• [Job]: Take every line from the first down to the line with "const headers = ['STPM', 'UEC', 'Diploma" and set it down exactly, without the pictures.

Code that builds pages
====
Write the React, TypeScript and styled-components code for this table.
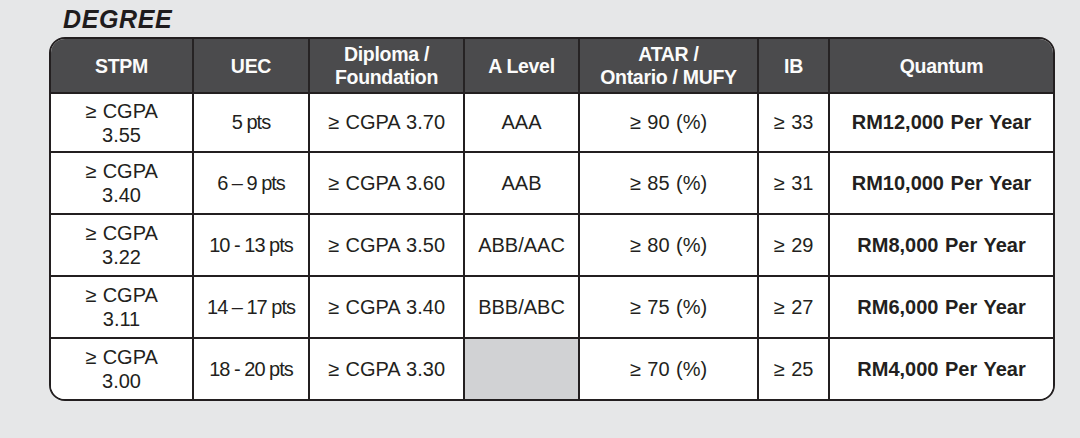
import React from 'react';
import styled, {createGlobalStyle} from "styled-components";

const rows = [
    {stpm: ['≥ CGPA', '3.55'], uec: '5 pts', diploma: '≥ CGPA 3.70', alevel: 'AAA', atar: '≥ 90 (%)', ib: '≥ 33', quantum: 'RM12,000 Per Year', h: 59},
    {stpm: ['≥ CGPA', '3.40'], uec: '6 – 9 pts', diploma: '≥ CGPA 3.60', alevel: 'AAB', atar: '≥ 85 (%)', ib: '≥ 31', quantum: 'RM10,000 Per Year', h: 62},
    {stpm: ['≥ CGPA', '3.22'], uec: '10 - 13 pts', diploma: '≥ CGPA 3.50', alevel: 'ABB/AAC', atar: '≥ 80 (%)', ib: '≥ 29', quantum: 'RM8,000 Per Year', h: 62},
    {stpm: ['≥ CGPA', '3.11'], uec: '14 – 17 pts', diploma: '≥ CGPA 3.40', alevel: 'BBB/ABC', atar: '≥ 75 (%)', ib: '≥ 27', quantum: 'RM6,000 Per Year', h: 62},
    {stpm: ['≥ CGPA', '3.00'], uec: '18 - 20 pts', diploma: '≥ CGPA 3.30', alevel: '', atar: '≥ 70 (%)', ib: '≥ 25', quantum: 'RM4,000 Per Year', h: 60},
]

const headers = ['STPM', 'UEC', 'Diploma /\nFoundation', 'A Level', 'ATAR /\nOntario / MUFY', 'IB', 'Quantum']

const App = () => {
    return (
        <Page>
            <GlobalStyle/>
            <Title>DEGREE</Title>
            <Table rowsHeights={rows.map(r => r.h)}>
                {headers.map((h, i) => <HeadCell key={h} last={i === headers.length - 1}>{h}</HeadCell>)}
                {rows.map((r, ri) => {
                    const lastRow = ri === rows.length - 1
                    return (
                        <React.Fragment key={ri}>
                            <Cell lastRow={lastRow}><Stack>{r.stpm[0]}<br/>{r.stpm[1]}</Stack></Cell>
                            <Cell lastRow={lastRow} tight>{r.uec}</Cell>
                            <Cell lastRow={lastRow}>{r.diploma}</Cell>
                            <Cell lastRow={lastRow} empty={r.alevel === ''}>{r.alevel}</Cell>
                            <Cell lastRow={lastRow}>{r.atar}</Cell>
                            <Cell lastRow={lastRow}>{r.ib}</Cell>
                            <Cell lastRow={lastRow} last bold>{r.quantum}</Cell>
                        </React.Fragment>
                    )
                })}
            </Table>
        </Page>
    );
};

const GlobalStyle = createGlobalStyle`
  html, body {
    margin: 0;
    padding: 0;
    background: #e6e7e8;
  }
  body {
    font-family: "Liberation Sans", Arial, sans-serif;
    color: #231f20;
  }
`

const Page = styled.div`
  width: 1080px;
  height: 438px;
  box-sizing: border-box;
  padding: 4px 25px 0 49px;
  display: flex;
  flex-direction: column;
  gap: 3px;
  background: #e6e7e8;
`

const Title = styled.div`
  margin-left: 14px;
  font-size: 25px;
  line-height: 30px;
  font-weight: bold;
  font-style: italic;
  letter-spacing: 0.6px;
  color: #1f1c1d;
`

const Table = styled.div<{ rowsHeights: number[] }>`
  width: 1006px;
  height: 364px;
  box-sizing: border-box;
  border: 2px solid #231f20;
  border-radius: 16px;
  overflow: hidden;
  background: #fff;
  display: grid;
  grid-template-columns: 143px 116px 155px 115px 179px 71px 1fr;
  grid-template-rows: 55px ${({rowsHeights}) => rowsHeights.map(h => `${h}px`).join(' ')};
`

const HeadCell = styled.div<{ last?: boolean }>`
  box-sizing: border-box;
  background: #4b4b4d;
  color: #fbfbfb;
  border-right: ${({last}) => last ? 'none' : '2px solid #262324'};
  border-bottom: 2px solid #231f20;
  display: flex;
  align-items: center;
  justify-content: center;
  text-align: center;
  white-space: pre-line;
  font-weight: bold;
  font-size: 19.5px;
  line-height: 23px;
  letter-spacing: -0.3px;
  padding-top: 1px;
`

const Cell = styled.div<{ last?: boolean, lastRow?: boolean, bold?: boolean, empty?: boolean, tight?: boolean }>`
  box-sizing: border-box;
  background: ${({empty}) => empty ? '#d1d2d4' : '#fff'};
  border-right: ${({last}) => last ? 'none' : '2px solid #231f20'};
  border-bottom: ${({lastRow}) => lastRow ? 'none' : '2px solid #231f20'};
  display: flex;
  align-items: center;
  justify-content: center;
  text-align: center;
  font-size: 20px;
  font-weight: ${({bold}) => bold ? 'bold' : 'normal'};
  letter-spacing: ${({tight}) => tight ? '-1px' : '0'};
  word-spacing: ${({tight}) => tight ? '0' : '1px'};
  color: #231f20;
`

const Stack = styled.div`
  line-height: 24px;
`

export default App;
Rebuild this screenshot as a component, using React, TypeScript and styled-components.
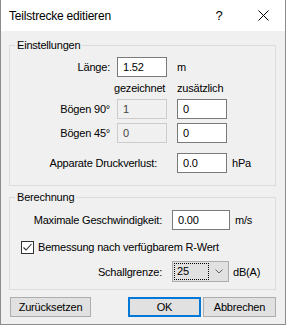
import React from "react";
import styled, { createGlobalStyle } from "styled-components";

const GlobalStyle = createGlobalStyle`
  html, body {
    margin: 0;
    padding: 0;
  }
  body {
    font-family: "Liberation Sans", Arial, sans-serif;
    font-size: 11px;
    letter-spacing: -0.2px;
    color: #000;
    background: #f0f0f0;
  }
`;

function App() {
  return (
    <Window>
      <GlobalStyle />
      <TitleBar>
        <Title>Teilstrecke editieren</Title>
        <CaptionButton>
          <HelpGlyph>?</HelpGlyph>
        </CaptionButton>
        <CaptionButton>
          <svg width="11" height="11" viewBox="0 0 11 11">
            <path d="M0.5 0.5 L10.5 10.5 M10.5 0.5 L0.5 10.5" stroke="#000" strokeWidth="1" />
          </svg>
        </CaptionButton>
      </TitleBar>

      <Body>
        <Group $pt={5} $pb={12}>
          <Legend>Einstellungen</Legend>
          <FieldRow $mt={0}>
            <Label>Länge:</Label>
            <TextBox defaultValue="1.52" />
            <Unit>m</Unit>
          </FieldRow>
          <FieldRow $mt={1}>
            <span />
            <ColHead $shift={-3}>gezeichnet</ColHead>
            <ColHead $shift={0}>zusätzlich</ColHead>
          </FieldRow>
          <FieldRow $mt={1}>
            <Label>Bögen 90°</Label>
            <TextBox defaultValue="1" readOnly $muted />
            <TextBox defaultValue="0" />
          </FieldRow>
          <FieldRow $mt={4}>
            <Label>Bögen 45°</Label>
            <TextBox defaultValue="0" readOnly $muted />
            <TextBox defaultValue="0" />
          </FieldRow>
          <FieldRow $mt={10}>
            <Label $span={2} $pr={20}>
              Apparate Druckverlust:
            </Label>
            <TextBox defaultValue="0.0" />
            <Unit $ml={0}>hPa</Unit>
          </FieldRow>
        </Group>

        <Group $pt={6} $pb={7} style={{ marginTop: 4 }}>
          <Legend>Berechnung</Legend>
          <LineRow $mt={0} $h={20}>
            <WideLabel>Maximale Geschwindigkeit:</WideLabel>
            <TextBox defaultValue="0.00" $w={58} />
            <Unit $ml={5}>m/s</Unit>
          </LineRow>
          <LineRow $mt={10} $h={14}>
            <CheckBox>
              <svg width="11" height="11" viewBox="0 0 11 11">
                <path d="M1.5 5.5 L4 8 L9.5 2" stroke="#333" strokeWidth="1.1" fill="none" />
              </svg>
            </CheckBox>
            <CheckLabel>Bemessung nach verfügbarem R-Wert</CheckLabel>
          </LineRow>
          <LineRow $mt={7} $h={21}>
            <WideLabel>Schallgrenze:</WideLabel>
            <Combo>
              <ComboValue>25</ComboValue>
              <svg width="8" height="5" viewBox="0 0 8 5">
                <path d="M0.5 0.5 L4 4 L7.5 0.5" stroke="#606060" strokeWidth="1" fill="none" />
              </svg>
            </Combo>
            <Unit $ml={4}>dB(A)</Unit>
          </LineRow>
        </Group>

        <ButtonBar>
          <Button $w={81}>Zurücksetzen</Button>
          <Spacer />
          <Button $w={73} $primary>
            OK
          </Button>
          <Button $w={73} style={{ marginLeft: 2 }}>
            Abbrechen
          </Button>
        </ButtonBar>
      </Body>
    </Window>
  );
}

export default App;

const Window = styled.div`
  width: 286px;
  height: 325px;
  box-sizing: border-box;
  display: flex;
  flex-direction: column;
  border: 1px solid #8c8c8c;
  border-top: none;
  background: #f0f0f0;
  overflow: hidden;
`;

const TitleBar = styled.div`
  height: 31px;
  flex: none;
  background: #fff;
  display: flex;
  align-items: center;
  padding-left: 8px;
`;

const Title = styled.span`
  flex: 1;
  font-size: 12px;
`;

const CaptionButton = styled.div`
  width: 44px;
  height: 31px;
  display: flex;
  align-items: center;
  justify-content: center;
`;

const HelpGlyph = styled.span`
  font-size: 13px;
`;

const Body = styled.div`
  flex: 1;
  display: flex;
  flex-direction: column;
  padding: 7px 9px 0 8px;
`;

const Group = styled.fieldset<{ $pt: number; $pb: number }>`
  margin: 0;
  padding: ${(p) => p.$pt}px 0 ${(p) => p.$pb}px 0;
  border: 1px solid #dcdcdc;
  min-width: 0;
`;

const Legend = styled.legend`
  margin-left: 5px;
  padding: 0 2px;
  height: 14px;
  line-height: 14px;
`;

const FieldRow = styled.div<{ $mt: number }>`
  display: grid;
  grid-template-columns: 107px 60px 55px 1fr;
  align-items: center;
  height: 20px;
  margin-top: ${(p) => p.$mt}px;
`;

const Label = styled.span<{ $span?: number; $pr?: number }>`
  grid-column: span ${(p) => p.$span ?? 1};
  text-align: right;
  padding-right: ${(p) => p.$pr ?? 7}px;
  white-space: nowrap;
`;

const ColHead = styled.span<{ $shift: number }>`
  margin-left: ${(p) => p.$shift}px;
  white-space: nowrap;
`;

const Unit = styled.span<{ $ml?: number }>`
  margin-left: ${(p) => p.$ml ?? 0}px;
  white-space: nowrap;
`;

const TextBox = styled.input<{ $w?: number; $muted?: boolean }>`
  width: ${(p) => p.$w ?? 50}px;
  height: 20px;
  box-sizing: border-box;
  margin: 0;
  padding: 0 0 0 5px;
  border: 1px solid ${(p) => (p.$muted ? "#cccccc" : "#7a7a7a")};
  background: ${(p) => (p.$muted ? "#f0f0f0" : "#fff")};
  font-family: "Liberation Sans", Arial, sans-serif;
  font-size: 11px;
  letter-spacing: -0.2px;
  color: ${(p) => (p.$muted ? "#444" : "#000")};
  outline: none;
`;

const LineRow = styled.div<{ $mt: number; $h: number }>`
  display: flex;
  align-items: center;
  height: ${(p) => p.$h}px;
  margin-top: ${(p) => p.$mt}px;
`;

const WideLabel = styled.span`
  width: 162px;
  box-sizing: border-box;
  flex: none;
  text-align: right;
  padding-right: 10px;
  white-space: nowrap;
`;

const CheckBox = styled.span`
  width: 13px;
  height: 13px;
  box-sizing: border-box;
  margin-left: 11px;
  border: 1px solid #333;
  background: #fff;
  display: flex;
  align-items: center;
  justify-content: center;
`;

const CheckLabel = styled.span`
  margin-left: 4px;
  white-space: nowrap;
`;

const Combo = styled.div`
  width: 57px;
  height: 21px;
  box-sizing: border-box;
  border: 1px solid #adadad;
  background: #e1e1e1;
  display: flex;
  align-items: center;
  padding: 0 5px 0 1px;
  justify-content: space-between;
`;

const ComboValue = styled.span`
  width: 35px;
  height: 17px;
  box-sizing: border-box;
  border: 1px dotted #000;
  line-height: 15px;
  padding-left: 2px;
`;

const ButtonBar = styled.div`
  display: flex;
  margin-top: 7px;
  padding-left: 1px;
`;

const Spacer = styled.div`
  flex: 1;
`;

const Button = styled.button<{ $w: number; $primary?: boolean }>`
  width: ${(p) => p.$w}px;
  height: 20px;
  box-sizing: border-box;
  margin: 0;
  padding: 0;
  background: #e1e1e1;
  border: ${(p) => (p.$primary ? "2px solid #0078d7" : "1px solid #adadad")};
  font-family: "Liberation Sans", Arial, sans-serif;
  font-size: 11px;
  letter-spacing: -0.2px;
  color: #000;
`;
====
• [The result]:
Write the React, TypeScript and styled-components code for this table.
import React from 'react';
import styled, {createGlobalStyle} from "styled-components";

const rows = [
    {stpm: ['≥ CGPA', '3.55'], uec: '5 pts', diploma: '≥ CGPA 3.70', alevel: 'AAA', atar: '≥ 90 (%)', ib: '≥ 33', quantum: 'RM12,000 Per Year', h: 59},
    {stpm: ['≥ CGPA', '3.40'], uec: '6 – 9 pts', diploma: '≥ CGPA 3.60', alevel: 'AAB', atar: '≥ 85 (%)', ib: '≥ 31', quantum: 'RM10,000 Per Year', h: 62},
    {stpm: ['≥ CGPA', '3.22'], uec: '10 - 13 pts', diploma: '≥ CGPA 3.50', alevel: 'ABB/AAC', atar: '≥ 80 (%)', ib: '≥ 29', quantum: 'RM8,000 Per Year', h: 62},
    {stpm: ['≥ CGPA', '3.11'], uec: '14 – 17 pts', diploma: '≥ CGPA 3.40', alevel: 'BBB/ABC', atar: '≥ 75 (%)', ib: '≥ 27', quantum: 'RM6,000 Per Year', h: 62},
    {stpm: ['≥ CGPA', '3.00'], uec: '18 - 20 pts', diploma: '≥ CGPA 3.30', alevel: '', atar: '≥ 70 (%)', ib: '≥ 25', quantum: 'RM4,000 Per Year', h: 60},
]

const headers = ['STPM', 'UEC', 'Diploma /\nFoundation', 'A Level', 'ATAR /\nOntario / MUFY', 'IB', 'Quantum']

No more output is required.